Corean knows a lot about wearing masks, because she’s always worn them to. “As a woman of color in corporate America, there are so many ways you wear a mask at work,” she says. “Sometimes you choose one for yourself, but often, they’re applied to you. You’re put in these boxes, and you’re constantly worrying about perpetuating a false stereotype about yourself. It’s almost like when you go to school and you’re figuring out which table to eat lunch at, who to go to break with.”

Corean says masks were her armor — forged partly from self-preservation, and partly expectation that she needed to act and be a certain way. They were encoded in how she presented herself physically, the way she spoke, and in her behavior, helping her prove that she “belonged in the room”.

But in a remote-first context, Corean now feels like she belongs in the room, because remote work has helped her create the environment where she can be her full self.

“Now we’re working remotely from the environments we feel most comfortable in, we’re able to take those masks off a little more. You don’t have to walk into a room and have that pressure to find where you fit. You don’t have to figure out your relationships with people right away. You’re more protected in your own space.

“This is who I am in my own space,” she adds as a cat wanders in and out of frame behind her. “I’ve realized that I’m better when I’m my whole self. And if there’s somewhere that doesn’t accept my whole self, then they don’t deserve to have me.”

“We have an opportunity to connect with and learn from a wider variety of people.”

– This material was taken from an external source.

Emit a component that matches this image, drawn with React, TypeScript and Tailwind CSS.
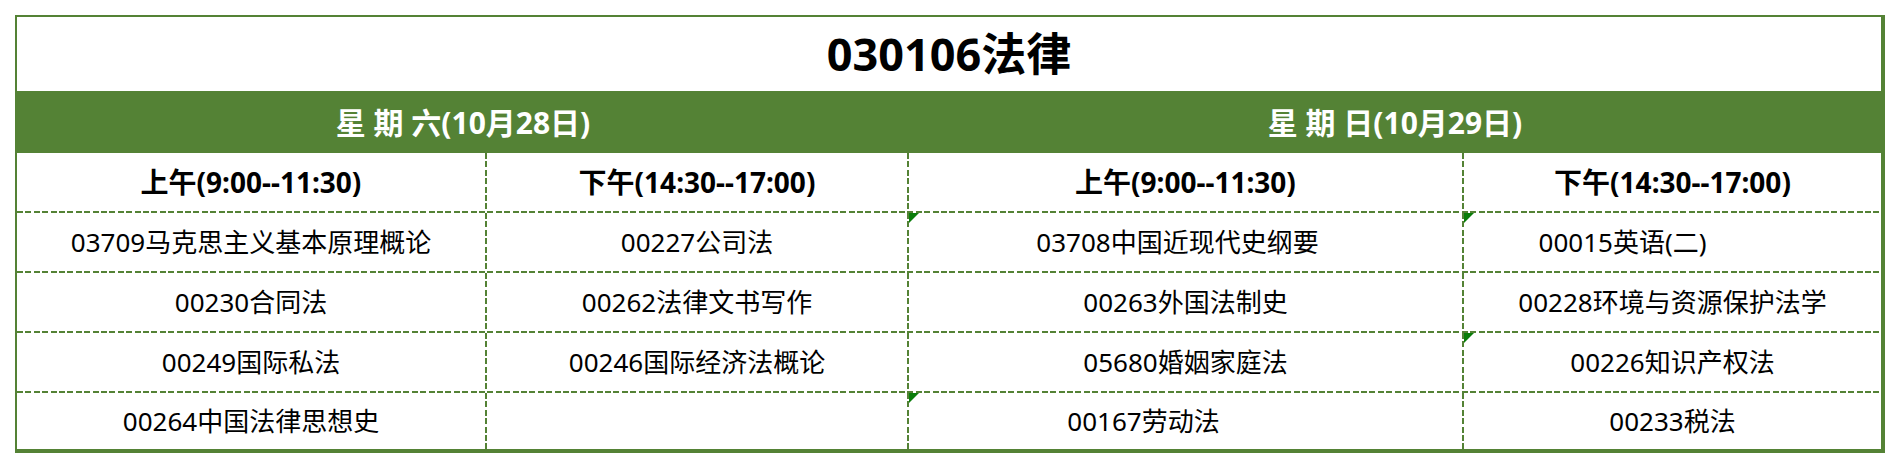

Corean believes that remote work is giving organizations an opportunity — not just to hire more employees globally, but to shake up ways of working and diversify our knowledge and ways of thinking.

“When we’re restricted to working in the same place, people have the same cultures, and they’ve been conditioned into similar ways of thinking,” she says. “But remote work gives us this opportunity to connect to a wider variety of people. We’ve all been raised in different ways, and different environments, we all think differently. And now we have this chance to build new connections with different types of people. That opportunity is where we need to anchor our experience of remote work.”

Now, Corean works with We Are Rosie, a flexible, globally distributed talent solution that connects underrepresented marketers with access to work opportunities. Diversity and inclusion are the company’s backbone.

“Often when we talk about diversity, equity, inclusion and belonging (DEIB), it always goes to recruiting practices and all of these tools that can either be lived, or can become mouthpieces,” she says. “But one of the things about remote work is that it covers a base that a lot of people leave out of the conversation with DEIB — location bias. If you think about a lot of these big brands, they’re often in cities. 

“Even if you’re willing to recruit and bring people there, they might not want to go. It might not be an environment they want to raise their children in, or where they’ll feel like they’ll be treated well — or a place they’ll feel welcome. And so not only does it benefit companies being able to have access to a much larger talent pool, so you’re actually being able to grow and accelerate and be innovative.

“So now people have more access to opportunity, the next step is figuring out what that actually looks like. Are people going to have the same amount of visibility, and be able to contribute meaningfully? Are we acknowledging their work style preferences, or providing the right type of work rhythms for different needs? How are we setting up the way we communicate? Does everyone have to work from their home, or do you have stipends so people can get things set up to work the way they need to?

“I believe one of the mistakes we’re making about remote work is assuming it means the same thing for everyone. This isn’t just considering where people work, but how. 

“If we really think about working remotely, are we creating the environment where they can find their way to do their best work and not be forced into one way of working? Because if we’re not, then things need to change.”